Emilia Jones and Troy Kotsur in Coda (Apple TV+)
Emilia Jones and Troy Kotsur in Coda (Apple TV+)

Oscar and Bafta nominee Troy Kotsur has said he was almost not cast in award-winning film Coda because of pressure to feature a bigger star.

The actor, who has made history as the first deaf male performer to be nominated for an Academy Award, and the second deaf performer ever, won a Screen Actor’s Guild (SAG) award on Sunday night for his turn as the father of a hearing teenage daughter in the heartwarming film.

However, he said he only landed the role two years after he auditioned, following a long history of hearing performers playing deaf roles in Hollywood.

He told the PA news agency: “I understand the general politics behind that decision making, you have marketing, you have investors, you want to make this investment back by having A-listers, and sometimes actors want a challenging role to hope to get nominations.

“Not only deafness, but other disabilities as well, have been portrayed by non-disabled actors.

“And so I feel like I’m an outsider as an actor, and people don’t know who I am, but I’m well known in the deaf community and Marlee Matlin (his co-star in Coda who was the first deaf performer to win an Oscar in 1987) had known my work on stage through the years.

“When this role came up it was interesting. I auditioned for the role and about two years later, it came forward with an offer.

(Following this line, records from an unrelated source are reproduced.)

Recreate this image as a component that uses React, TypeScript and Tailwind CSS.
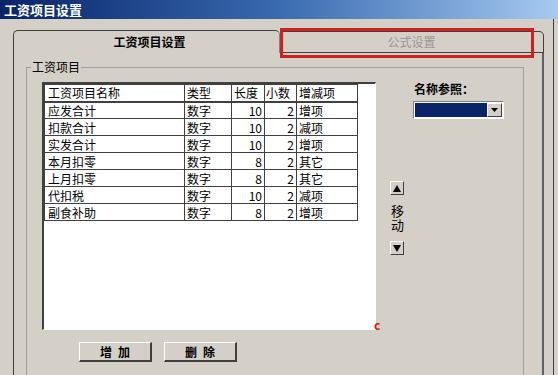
import React from 'react';

interface SalaryItem {
  name: string;
  type: string;
  length: number;
  decimals: number;
  kind: string;
}

const items: SalaryItem[] = [
  { name: '应发合计', type: '数字', length: 10, decimals: 2, kind: '增项' },
  { name: '扣款合计', type: '数字', length: 10, decimals: 2, kind: '减项' },
  { name: '实发合计', type: '数字', length: 10, decimals: 2, kind: '增项' },
  { name: '本月扣零', type: '数字', length: 8, decimals: 2, kind: '其它' },
  { name: '上月扣零', type: '数字', length: 8, decimals: 2, kind: '其它' },
  { name: '代扣税', type: '数字', length: 10, decimals: 2, kind: '减项' },
  { name: '副食补助', type: '数字', length: 8, decimals: 2, kind: '增项' },
];

const font = { fontFamily: '"Noto Sans CJK SC", "DejaVu Sans", sans-serif' };

function ArrowButton({ down }: { down?: boolean }) {
  return (
    <div className="w-[14px] h-[14px] bg-[#d4d0c8] border-t border-l border-white border-r border-b border-r-[#404040] border-b-[#404040] flex items-center justify-center">
      <svg width="8" height="7" viewBox="0 0 8 7">
        {down ? <polygon points="0,0 8,0 4,7" fill="#000" /> : <polygon points="4,0 8,7 0,7" fill="#000" />}
      </svg>
    </div>
  );
}

function PushButton({ label }: { label: string }) {
  return (
    <button className="w-[73px] h-[20px] bg-[#d4d0c8] border-t border-l border-white border-r-2 border-b-2 border-r-[#404040] border-b-[#404040] text-[12px] font-bold tracking-[6px] text-black flex items-center justify-center pl-[6px]">
      {label}
    </button>
  );
}

export default function App() {
  return (
    <div className="w-[558px] h-[375px] bg-[#d4d0c8] overflow-hidden flex flex-col text-black relative" style={font}>
      {/* title bar */}
      <div className="h-[19px] shrink-0 bg-gradient-to-r from-[#0a246a] via-[#3a6ab0] to-[#a6caf0] flex items-center px-[4px]">
        <span className="text-white text-[13px] font-bold leading-none">工资项目设置</span>
      </div>

      <div className="flex-1 flex">
        {/* tab control */}
        <div className="ml-[13px] mt-[11px] w-[531px] flex flex-col">
          <div className="h-[23px] flex shrink-0">
            <div className="w-[267px] rounded-t-[5px] border-t border-l border-[#404040] border-r border-r-[#808080] bg-[#d4d0c8] flex items-center justify-center pl-[6px]">
              <span className="text-[12px] font-bold">工资项目设置</span>
            </div>
            <div className="w-[264px] mt-[1px] rounded-tr-[5px] border-t border-r border-[#404040] border-b border-b-[#404040] bg-[#d4d0c8] flex items-center justify-center relative">
              <span className="text-[12px] text-[#9a9690]">公式设置</span>
              <div className="absolute left-[0px] top-[-4px] w-[254px] h-[30px] border-[3px] border-[#d02020]" />
            </div>
          </div>

          {/* panel */}
          <div className="flex-1 border-l border-[#404040] border-r-2 border-r-[#606060] pl-[12px] pt-[14px]">
            <div className="w-[498px] h-full border-t border-l border-[#a0a0a0] border-r border-r-[#a0a0a0] relative pl-[15px] pt-[14px]">
              <div className="absolute left-[4px] top-[-8px] bg-[#d4d0c8] px-[1px] text-[12px] leading-[14px]">工资项目</div>
              <div className="flex">
                <div className="flex flex-col">
                  {/* list */}
                  <div className="w-[334px] h-[248px] bg-white border-t-2 border-l-2 border-[#404040] border-r border-b border-r-white border-b-white">
                    <table className="border-collapse text-[12px] leading-[15px]">
                      <thead>
                        <tr className="h-[17px]">
                          <th className="w-[140px] border border-[#404040] border-b-2 font-normal text-left pl-[3px]">工资项目名称</th>
                          <th className="w-[47px] border border-[#404040] border-b-2 font-normal text-left pl-[2px]">类型</th>
                          <th className="w-[33px] border border-[#404040] border-b-2 font-normal text-left pl-[2px]">长度</th>
                          <th className="w-[32px] border border-[#404040] border-b-2 font-normal text-left pl-[1px]">小数</th>
                          <th className="w-[61px] border border-[#404040] border-b-2 font-normal text-left pl-[2px]">增减项</th>
                        </tr>
                      </thead>
                      <tbody>
                        {items.map((it) => (
                          <tr key={it.name} className="h-[17px]">
                            <td className="border border-[#404040] pl-[3px]">{it.name}</td>
                            <td className="border border-[#404040] pl-[2px]">{it.type}</td>
                            <td className="border border-[#404040] text-right pr-[2px]">{it.length}</td>
                            <td className="border border-[#404040] text-right pr-[2px]">{it.decimals}</td>
                            <td className="border border-[#404040] pl-[2px]">{it.kind}</td>
                          </tr>
                        ))}
                      </tbody>
                    </table>
                  </div>
                  <div className="flex gap-[12px] pl-[37px] mt-[12px]">
                    <PushButton label="增加" />
                    <PushButton label="删除" />
                  </div>
                </div>

                {/* move buttons */}
                <div className="ml-[13px] pt-[99px] flex flex-col items-center w-[16px]">
                  <ArrowButton />
                  <div className="mt-[10px] mb-[8px] h-[28px] text-[13px] leading-[16px] tracking-[1px] [writing-mode:vertical-rl]">
                    移动
                  </div>
                  <ArrowButton down />
                </div>

                {/* name reference */}
                <div className="ml-[8px] flex flex-col">
                  <div className="text-[12px] font-bold leading-[14px] pl-[1px]">名称参照：</div>
                  <div className="mt-[5px] w-[91px] h-[18px] bg-white border-t border-l border-[#808080] border-r border-b border-r-white border-b-white flex p-[1px]">
                    <div className="flex-1 bg-[#0a246a]" />
                    <div className="w-[15px] bg-[#d4d0c8] border-t border-l border-white border-r border-b border-r-[#404040] border-b-[#404040] flex items-center justify-center">
                      <svg width="7" height="4" viewBox="0 0 7 4"><polygon points="0,0 7,0 3.5,4" fill="#000" /></svg>
                    </div>
                  </div>
                </div>
              </div>
              <div className="absolute left-[347px] top-[251px] text-[12px] font-bold text-[#d02020] leading-none">c</div>
            </div>
          </div>
        </div>
        <div className="ml-[9px] w-[1px] bg-[#404040]" />
      </div>
    </div>
  );
}
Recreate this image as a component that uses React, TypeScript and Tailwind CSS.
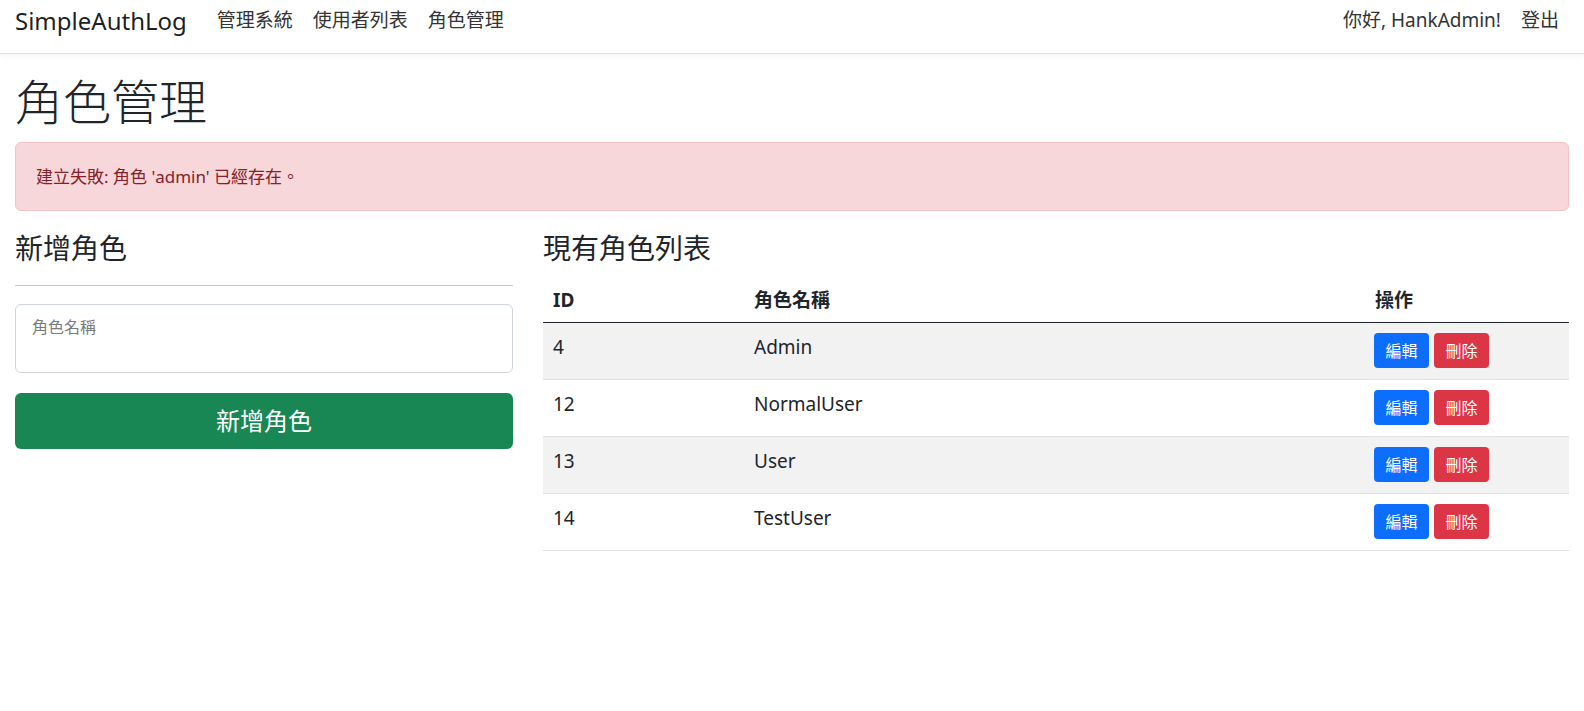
import React from "react";

const roles = [
  { id: 4, name: "Admin" },
  { id: 12, name: "NormalUser" },
  { id: 13, name: "User" },
  { id: 14, name: "TestUser" },
];

const navLinks = ["管理系統", "使用者列表", "角色管理"];

const App = () => {
  return (
    <div className="min-h-[711px] bg-white text-[#212529] font-['Noto_Sans','Noto_Sans_CJK_TC',sans-serif]">
      <nav className="h-[54px] flex items-center justify-between px-[15px] border-b border-[#dee2e6] shadow-[0_2px_6px_rgba(0,0,0,0.04)]">
        <div className="flex items-center -mt-[12px]">
          <span className="text-[24px] text-black/90 mr-[20px]">SimpleAuthLog</span>
          <ul className="flex items-center">
            {navLinks.map((link) => (
              <li key={link} className="px-[10px] text-[19px] text-[#333]">
                {link}
              </li>
            ))}
          </ul>
        </div>
        <div className="flex items-center gap-[20px] text-[19px] text-[#333] pr-[10px] -mt-[12px]">
          <span>你好, HankAdmin!</span>
          <span>登出</span>
        </div>
      </nav>

      <main className="px-[15px]">
        <h1 className="mt-[19px] text-[48px] leading-[58px] font-light">角色管理</h1>

        <div className="mt-[11px] h-[69px] flex items-center px-[20px] rounded-md border border-[#f5c2c7] bg-[#f8d7da] text-[#842029] text-[17px]">
          建立失敗: 角色 'admin' 已經存在。
        </div>

        <div className="mt-[20px] grid grid-cols-3 gap-[30px]">
          <section>
            <h3 className="text-[28px] leading-[34px]">新增角色</h3>
            <hr className="mt-[20px] border-t border-[#c8c8c8]" />
            <div className="mt-[18px] h-[69px] rounded-md border border-[#ced4da] px-[16px] pt-[10px]">
              <span className="text-[16px] text-[#7a7a7a]">角色名稱</span>
            </div>
            <button className="mt-[20px] w-full h-[56px] rounded-md bg-[#198754] text-white text-[24px]">
              新增角色
            </button>
          </section>

          <section className="col-span-2">
            <h3 className="text-[28px] leading-[34px]">現有角色列表</h3>
            <table className="mt-[19px] w-full border-collapse text-[19px]">
              <thead>
                <tr className="border-b border-[#212529]">
                  <th className="w-[201px] h-[38px] px-[10px] pb-[6px] text-left font-bold">ID</th>
                  <th className="w-[621px] h-[38px] px-[10px] pb-[6px] text-left font-bold">角色名稱</th>
                  <th className="h-[38px] px-[10px] pb-[6px] text-left font-bold">操作</th>
                </tr>
              </thead>
              <tbody>
                {roles.map((role, i) => (
                  <tr
                    key={role.id}
                    className={`border-b border-[#dee2e6] ${i % 2 === 0 ? "bg-[#f2f2f2]" : "bg-white"}`}
                  >
                    <td className="h-[57px] px-[10px] pb-[6px] align-middle">{role.id}</td>
                    <td className="h-[57px] px-[10px] pb-[6px] align-middle">{role.name}</td>
                    <td className="h-[57px] px-[9px] align-middle">
                      <div className="flex gap-[5px]">
                        <button className="w-[55px] h-[35px] rounded-[4px] bg-[#0d6efd] text-white text-[16px]">
                          編輯
                        </button>
                        <button className="w-[55px] h-[35px] rounded-[4px] bg-[#dc3545] text-white text-[16px]">
                          刪除
                        </button>
                      </div>
                    </td>
                  </tr>
                ))}
              </tbody>
            </table>
          </section>
        </div>
      </main>
    </div>
  );
};

export default App;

“And it took so long because behind the scenes they were arguing over who would play the role of Frank Rossi and concerns and so I’m so grateful to our director, Sian Heder, and Marlee Matlin who really had to fight for that authenticity, and the producers who supported this project and made sure that that we would get to this point, and that really made a difference.”

The film is based on a French movie and Kotsur said he hopes the US version marks a significant sea change for representation of deaf actors in Hollywood.

He said: “The French film was like planting a seed and there were these improvements made through the years, and now this seed has blossomed into a lush garden.

“And so now Hollywood can have this new perspective of the garden that we’ve built together, and it’s really time for strong deaf roles.

“I don’t want them to feel limited, they need to begin to think outside of the box, because there’s so many interesting stories to tell out there.”

Kotsur is nominated for both a Bafta and an Oscar for his role in Coda and says Matlin has been giving him advice on how to navigate awards season.

He said: “Everything is new to me, I’ve never been through this red carpet experience before.

“She has warned me that there’s going to be so many flashbulbs it’s going to feel like you’re blind because I’m deaf, so I need to be able to use my eyes to see people asking questions.

“If I was hearing, I could close my eyes and just listen questions but with all these flashbulbs, I can’t even find my interpreter sometimes. and so Marlee said, be aware of that and you have to just adapt to these situations.”

Kotsur has made history as the first deaf male actor to receive an Oscar nomination and he said the thrill of his various awards nods has not yet sunk in.

He added: “I feel so honoured because of course Bafta and the Oscars are historical, whether you win or lose, you’re in the history books as a nominee, so even after I’m dead and gone, I’m a nominee.

“When you look at these history books, you can see nominees from the 1930s, the 1940s, and so on and it’s such an honour and it’s so exciting.”